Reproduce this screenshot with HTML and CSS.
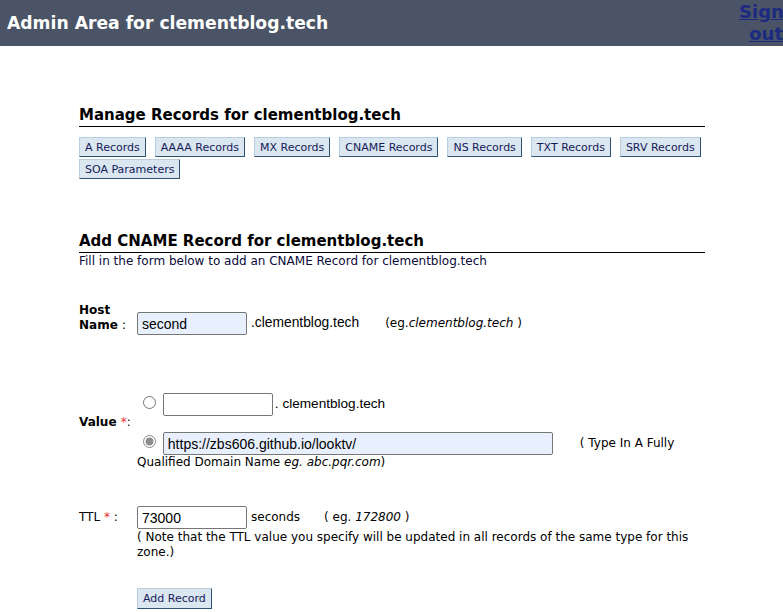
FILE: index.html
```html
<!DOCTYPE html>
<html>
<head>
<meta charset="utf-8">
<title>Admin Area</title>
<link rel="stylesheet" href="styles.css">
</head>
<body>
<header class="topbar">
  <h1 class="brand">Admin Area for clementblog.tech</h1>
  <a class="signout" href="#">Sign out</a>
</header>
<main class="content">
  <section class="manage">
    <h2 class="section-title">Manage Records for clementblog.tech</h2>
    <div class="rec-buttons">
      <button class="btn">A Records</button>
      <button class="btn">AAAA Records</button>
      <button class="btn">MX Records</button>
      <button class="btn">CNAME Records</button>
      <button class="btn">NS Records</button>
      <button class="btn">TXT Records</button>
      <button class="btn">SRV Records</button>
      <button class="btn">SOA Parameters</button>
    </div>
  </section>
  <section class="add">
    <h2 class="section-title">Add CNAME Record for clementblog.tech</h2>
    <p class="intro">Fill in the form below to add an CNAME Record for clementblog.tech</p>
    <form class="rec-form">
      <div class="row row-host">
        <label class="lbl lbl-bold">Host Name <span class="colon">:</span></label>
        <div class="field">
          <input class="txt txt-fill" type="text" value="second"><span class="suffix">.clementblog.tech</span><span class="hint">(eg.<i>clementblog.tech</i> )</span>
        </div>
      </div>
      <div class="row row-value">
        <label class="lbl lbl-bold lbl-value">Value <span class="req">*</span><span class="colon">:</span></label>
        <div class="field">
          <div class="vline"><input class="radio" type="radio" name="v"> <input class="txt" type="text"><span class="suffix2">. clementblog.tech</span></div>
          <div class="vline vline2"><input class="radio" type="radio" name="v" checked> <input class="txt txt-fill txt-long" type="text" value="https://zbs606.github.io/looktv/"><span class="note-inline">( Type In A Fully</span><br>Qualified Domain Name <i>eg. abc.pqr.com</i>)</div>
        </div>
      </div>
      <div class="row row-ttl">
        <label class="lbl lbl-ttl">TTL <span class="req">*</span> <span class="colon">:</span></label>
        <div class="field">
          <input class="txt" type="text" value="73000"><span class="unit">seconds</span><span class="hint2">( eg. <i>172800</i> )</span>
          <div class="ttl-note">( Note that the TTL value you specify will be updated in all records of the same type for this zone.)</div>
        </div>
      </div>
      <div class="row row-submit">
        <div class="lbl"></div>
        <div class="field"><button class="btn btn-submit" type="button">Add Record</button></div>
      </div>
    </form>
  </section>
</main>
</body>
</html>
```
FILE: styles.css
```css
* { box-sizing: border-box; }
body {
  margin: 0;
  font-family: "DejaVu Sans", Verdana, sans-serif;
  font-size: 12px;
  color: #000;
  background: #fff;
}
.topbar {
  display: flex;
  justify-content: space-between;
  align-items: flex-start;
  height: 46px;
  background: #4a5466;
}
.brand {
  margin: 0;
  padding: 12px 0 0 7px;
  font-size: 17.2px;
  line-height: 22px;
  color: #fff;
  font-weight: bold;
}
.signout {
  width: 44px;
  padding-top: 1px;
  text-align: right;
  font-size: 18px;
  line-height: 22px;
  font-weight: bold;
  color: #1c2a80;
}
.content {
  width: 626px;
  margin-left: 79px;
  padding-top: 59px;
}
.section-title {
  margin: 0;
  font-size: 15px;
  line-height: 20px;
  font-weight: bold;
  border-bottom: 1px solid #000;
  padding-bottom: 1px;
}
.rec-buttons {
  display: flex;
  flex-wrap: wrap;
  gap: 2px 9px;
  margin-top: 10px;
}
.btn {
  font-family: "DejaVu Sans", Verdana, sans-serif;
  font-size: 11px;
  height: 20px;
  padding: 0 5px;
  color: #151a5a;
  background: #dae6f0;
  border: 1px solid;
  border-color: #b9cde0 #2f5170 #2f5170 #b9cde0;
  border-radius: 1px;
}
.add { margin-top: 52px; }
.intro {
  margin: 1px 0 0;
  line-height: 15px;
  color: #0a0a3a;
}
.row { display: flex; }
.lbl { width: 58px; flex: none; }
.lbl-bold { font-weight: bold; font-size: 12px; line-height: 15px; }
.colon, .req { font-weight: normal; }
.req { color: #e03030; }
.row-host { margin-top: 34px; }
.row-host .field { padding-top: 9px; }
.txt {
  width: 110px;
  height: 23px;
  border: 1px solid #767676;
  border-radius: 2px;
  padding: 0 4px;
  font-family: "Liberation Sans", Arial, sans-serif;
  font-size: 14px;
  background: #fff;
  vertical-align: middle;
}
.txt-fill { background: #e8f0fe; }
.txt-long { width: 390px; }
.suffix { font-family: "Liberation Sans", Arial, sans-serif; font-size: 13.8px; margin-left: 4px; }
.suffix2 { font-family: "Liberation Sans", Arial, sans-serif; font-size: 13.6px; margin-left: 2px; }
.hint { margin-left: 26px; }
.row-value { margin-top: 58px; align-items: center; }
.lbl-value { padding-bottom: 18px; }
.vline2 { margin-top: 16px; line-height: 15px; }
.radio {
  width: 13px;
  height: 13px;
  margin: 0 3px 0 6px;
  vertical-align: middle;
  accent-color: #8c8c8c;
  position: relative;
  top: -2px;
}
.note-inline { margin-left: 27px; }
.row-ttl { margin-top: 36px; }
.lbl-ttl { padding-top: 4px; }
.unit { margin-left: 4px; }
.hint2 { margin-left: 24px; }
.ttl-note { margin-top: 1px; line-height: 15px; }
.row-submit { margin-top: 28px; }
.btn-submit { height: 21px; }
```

--*--

Search the lines for "this". Copy each line that has it.

SOLUTION TO THE PROBLEM:
Reproduce this screenshot with HTML and CSS.
          <div class="ttl-note">( Note that the TTL value you specify will be updated in all records of the same type for this zone.)</div>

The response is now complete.